Guidelines for Letterspacing Type

Blog posts on line height and vertical rhythm are all so boring. Let's get horizontal, instead.

I know very few web designers who ever adjust letterspacing when setting type on the web. Small changes can have an enormous effect on the readability of text. That means it’s hard to make those decisions unless you’re very confident with your knowledge in web typography.

Effectively letterspacing text can make the difference between good typography and great typography. With that in mind, I decided to put together some guidelines for letterspacing type on the web.

Capital letters

It’s almost always a good idea to increase letterspacing with uppercase type. Default spacing between uppercase letters is designed to be the minimum necessary, so you’ll usually want to add a little more breathing room between the characters.

This usually involves setting a letter-spacing value around 0.2–0.25 ems for headings and a value around 0.05–0.1 ems for acronyms.

In this example, “HTML” and “CSS” are set in small caps, but the same advice applies here, too.

Font size

The relationship between font size and letterspacing is pretty straightforward: as size increases, letterspacing decreases, and as size decreases, letterspacing increases.

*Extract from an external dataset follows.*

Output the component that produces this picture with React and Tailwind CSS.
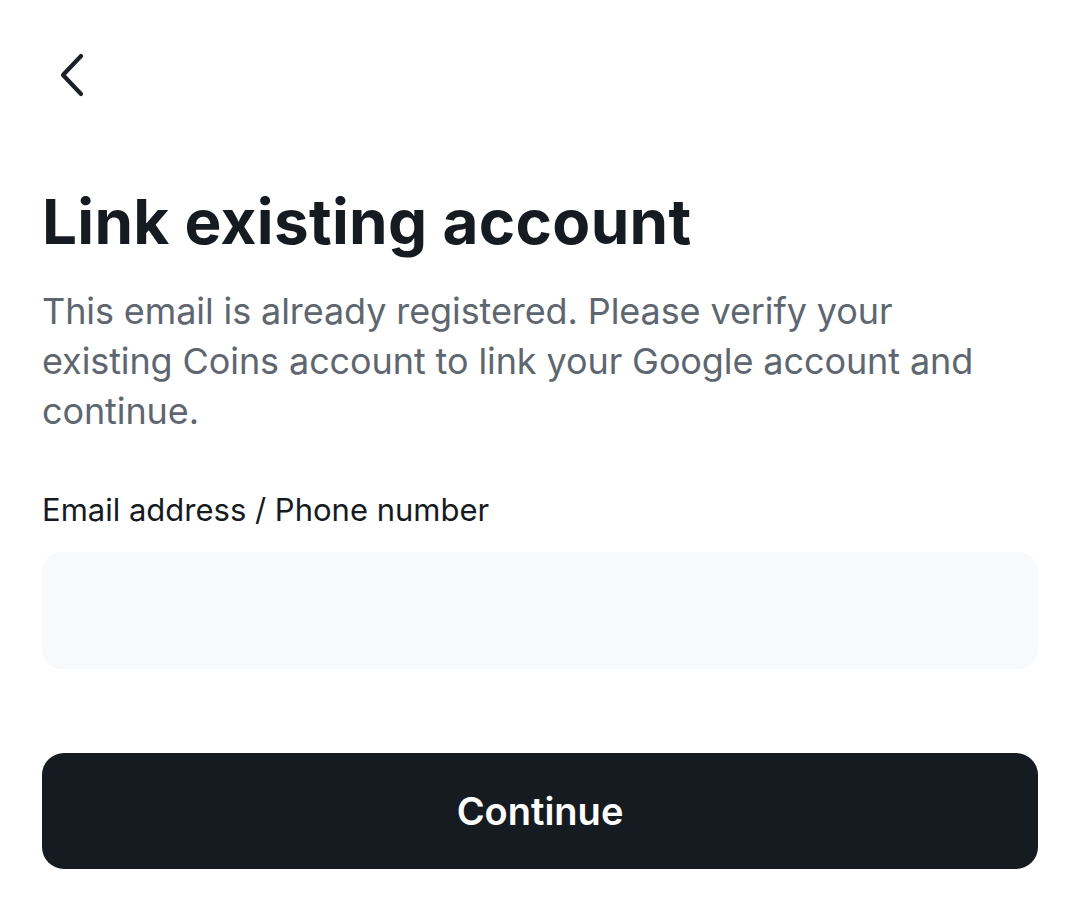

In more practical terms, here’s what that relationship looks like:

  • Large text (e.g., titles and headings) should have decreased letterspacing.
  • Body text should have default tracking, or stick very close to default letterspacing.
  • Very small text should have increased letterspacing.

Font weight

Like with font size, the relationship between font weight and letterspacing follows a simple pattern: as weight increases, letterspacing decreases, and as weight decreases, letterspacing increases.

This is because of the way typefaces at look and feel at certain weights. Light typefaces have an airy aesthetic that’s complemented by open letterspacing, while bold typefaces have a dark and heavy aesthetic that’s complemented by pulling the letters closer together.

For a more in-depth explanation on how weight affects letterspacing decisions, check out Carolina de Bartolo’s Typography Matters talk over on YouTube.

Light-on-dark text

Light type set on a dark background usually benefits from a small increase in letterspacing.

If you look at the following example, you’ll notice that the white-on-black text appears bolder than the black-on-white text. They’re the exact same size and weight, but the white-on-black text still looks a little bit thicker. To compensate for that difference, you’ll need to make a subtle increase in letterspacing.

CSS supports letter-spacing values in quarter-pixel increments, so I’m able to specify 0.5px in this example. When setting type at a small size, you’ll often find comfortable letterspacing somewhere in between whole pixel values.

There’s always more to learn

This article just scratches the surface of letterspacing type on the web. Once you start combining different elements of typography, you’ll run into situations where its best to work outside these guidelines. For example, how does type set in italics respond to letterspacing? And in what situations does wordspacing come into play?